Author: Neal Stephenson
Original Publication Date: May 1999
$19.25 U.S. (hardcover)
$7.99 U.S. (paperback)
$10.99 Canadian (paperback)
Having arrived late to the Bureau42 staff, I was unaware that we have never reviewed the great nerd novel of the last century’s end, Neal Stephenson’s 900+ page work, the title of which literally translates as “the Book of Hidden Names.”
Reality is code.
Lawrence Waterhouse, mathematical genius, becomes involved with code-breaking during World War II. Actually, he becomes involved with convincing the Axis that the Allies haven’t broken their codes, a job which pits him against an old colleague. Meanwhile, Bobby Shaftoe, idealized marine, and Goto Dengo, his Japanese counterpart, learn that the war is a far more complex hell than they expected, but that salvation of a kind is possible.
Years later, Randy Waterhouse, Lawrence’s nerd grandson, and Amy Shaftoe, Bobby’s Lara Croft-like granddaughter, become involved with a data haven, old enemies who may now be friends and old friends who may now be enemies, a Unabomber-esque wild card, and overlapping conspiracies.
Linking the two plots we have missing Nazi gold and an enigmatic figure who spans both plots.

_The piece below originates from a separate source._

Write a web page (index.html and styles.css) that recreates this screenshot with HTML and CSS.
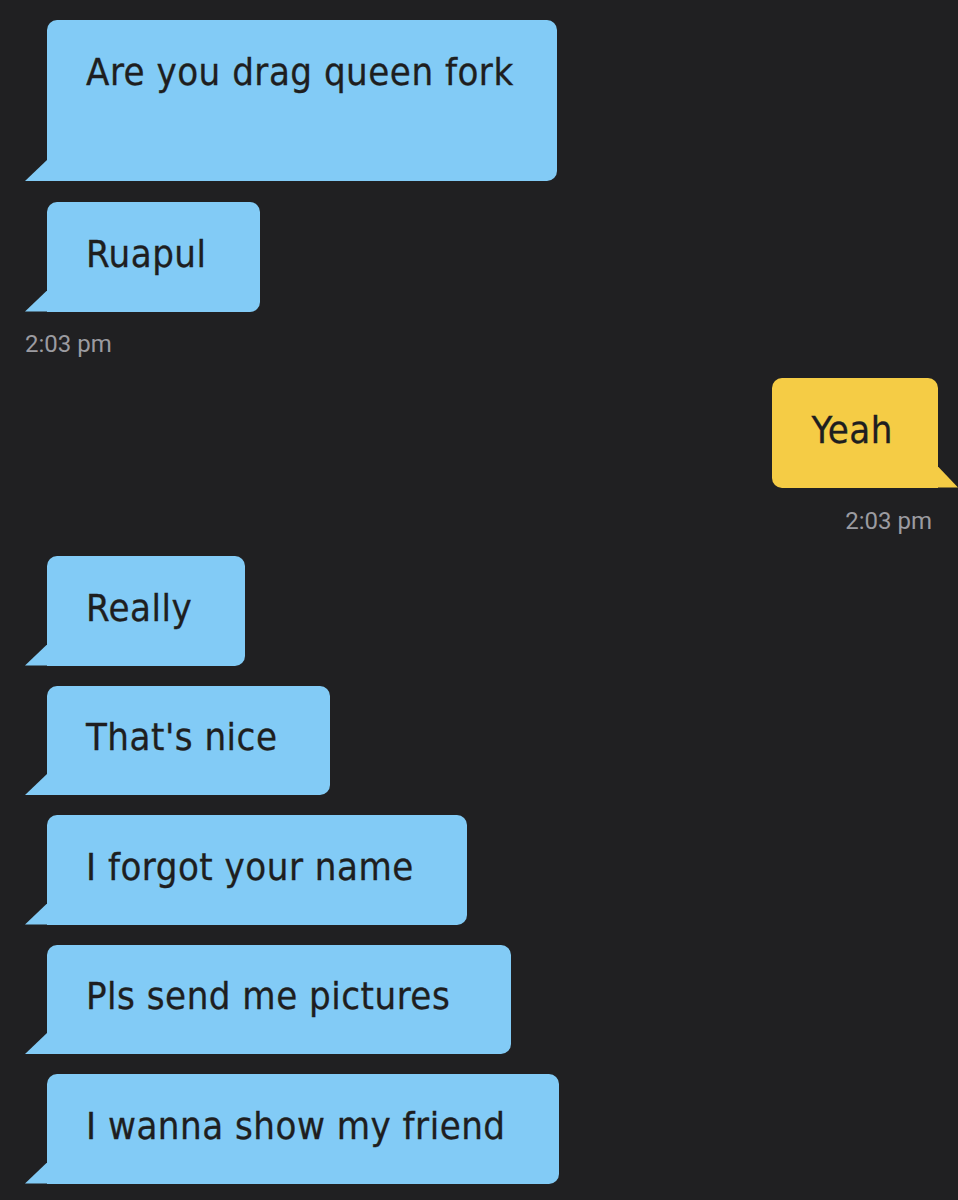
FILE: index.html
```html
<!DOCTYPE html>
<html lang="en">
  <head>
    <meta charset="UTF-8" />
    <title>Chat</title>
    <link rel="stylesheet" href="styles.css">
  </head>
  <body>
    <div class="chat">
      <!-- Them -->
      <div class="msg them tall">Are you drag queen fork</div>
      <div class="msg them">Ruapul</div>
      <div class="time">2:03 pm</div>

      <!-- Me -->
      <div class="msg me">Yeah</div>
      <div class="time right">2:03 pm</div>

      <!-- Them again -->
      <div class="msg them">Really</div>
      <div class="msg them">That's nice</div>
      <div class="msg them">I forgot your name</div>
      <div class="msg them wide">Pls send me pictures</div>
      <div class="msg them">I wanna show my friend</div>
    </div>
  </body>
</html>
```
FILE: styles.css
```css
body {
  margin: 0;
  padding: 0;
  background: #202022;
  font-family: "DejaVu Sans Condensed", "DejaVu Sans", sans-serif;
  overflow: hidden;
}

.chat {
  display: flex;
  flex-direction: column;
  align-items: flex-start;
  padding: 20px 0 0 25px;
}

/* Bubbles */
.msg {
  position: relative;
  box-sizing: border-box;
  height: 109.5px;
  margin: 0 0 20px 22px;
  padding: 26.5px 53px 0 39px;
  border-radius: 10px 10px 10px 0;
  color: #1e1e20;
  font-size: 38px;
  line-height: 50px;
  letter-spacing: 0.5px;
  -webkit-text-stroke: 0.3px #1e1e20;
}
.msg::before {
  content: "";
  position: absolute;
  bottom: 0;
  width: 22px;
  height: 21px;
  background: inherit;
}

.them {
  background: #82cbf6;
}
.them::before {
  left: -22px;
  clip-path: polygon(100% 0, 100% 100%, 0 100%);
}
.tall {
  height: 161px;
  margin-bottom: 21px;
  padding-right: 43px;
}
.wide {
  padding-right: 61px;
}

.me {
  align-self: flex-end;
  margin: 0 20px 20px 0;
  padding: 26.5px 45px 0 40px;
  border-radius: 10px 10px 0 10px;
  background: #f5cc45;
}
.me::before {
  right: -20px;
  width: 20px;
  clip-path: polygon(0 0, 100% 100%, 0 100%);
}

/* Timestamps */
.time {
  margin: -1.5px 0 20px 0;
  color: #9b9ba0;
  font-family: Roboto, "Liberation Sans", sans-serif;
  font-size: 24px;
  line-height: 28px;
}
.time.right {
  align-self: flex-end;
  margin: -0.5px 26px 21px 0;
}
```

See, the Sultan of Kinakuta…
Oh, look. Just read the damn thing, okay?
Much of the novel. Here are a few:
Lawrence’s various epiphanies, when he finally, definitively makes sense of the codes which govern the world, and human behaviour. He has these epiphanies often.
The tour of Qwghlm, a very tiny country with a very large chip on its shoulder.
The description of Lawrence’s widow (guerilla teams of mechanics doing secret maintenance on her car), and the games played by her family to obtain those items they wish to inherit.
I recognize that Stephenson is handling some heavy material, and he wants to make it readable. I also recognize that many of his explanations are, in effect, elaborate jokes.
That said, several chapters could have been trimmed just a little without hurting this book.
And then there’s America (Amy) Shaftoe.
I recognize that the entire Shaftoe family possess comic-book-like, and (at times) deliberately comical larger-than-life characteristics. I also know people who come pretty close to this, in real life.
That said, Amy reads too much like a geek wish-fulfillment. Even her idealized grandfather has his flaws.
A more believably-realized Amy might also have fallen believably for Randy Waterhouse.
Originality: 6/6 This book blends cyberpunk, historical thriller (with many real-life people as characters), international adventure, hysterical satire, and code-obsessed conspiracy tome into something unlike any of those. It’s not Pynchon, but it makes amends by being far more readable.
Imagery: 6/6 Generally, Stephenson does exceptionally well. When Randy visits a friend who collects archaic technology and observes a role-playing game, I had a strong sense of both the world Randy was observing, and the one the players inhabited. Cryptonomicon manages such things a fair bit.
Story: 6/6 Stephenson handles his multiple plot strands effectively. His book bursts with information, and yet at more than 900 pages, it remains a page-turner.
Emotional Response: 5/6 Stephenson covers the range of emotion. He can move us intellectually, and he can horrify us, and he does these things. Too little gets said, however, about his hyperbolic sense of humour and satire; this novel contains passages that are laugh-out-loud funny.
Editing: 5/6: Stephenson writes extraordinarily well. Occasionally, passages become needlessly verbose, and some of the exposition grows tedious.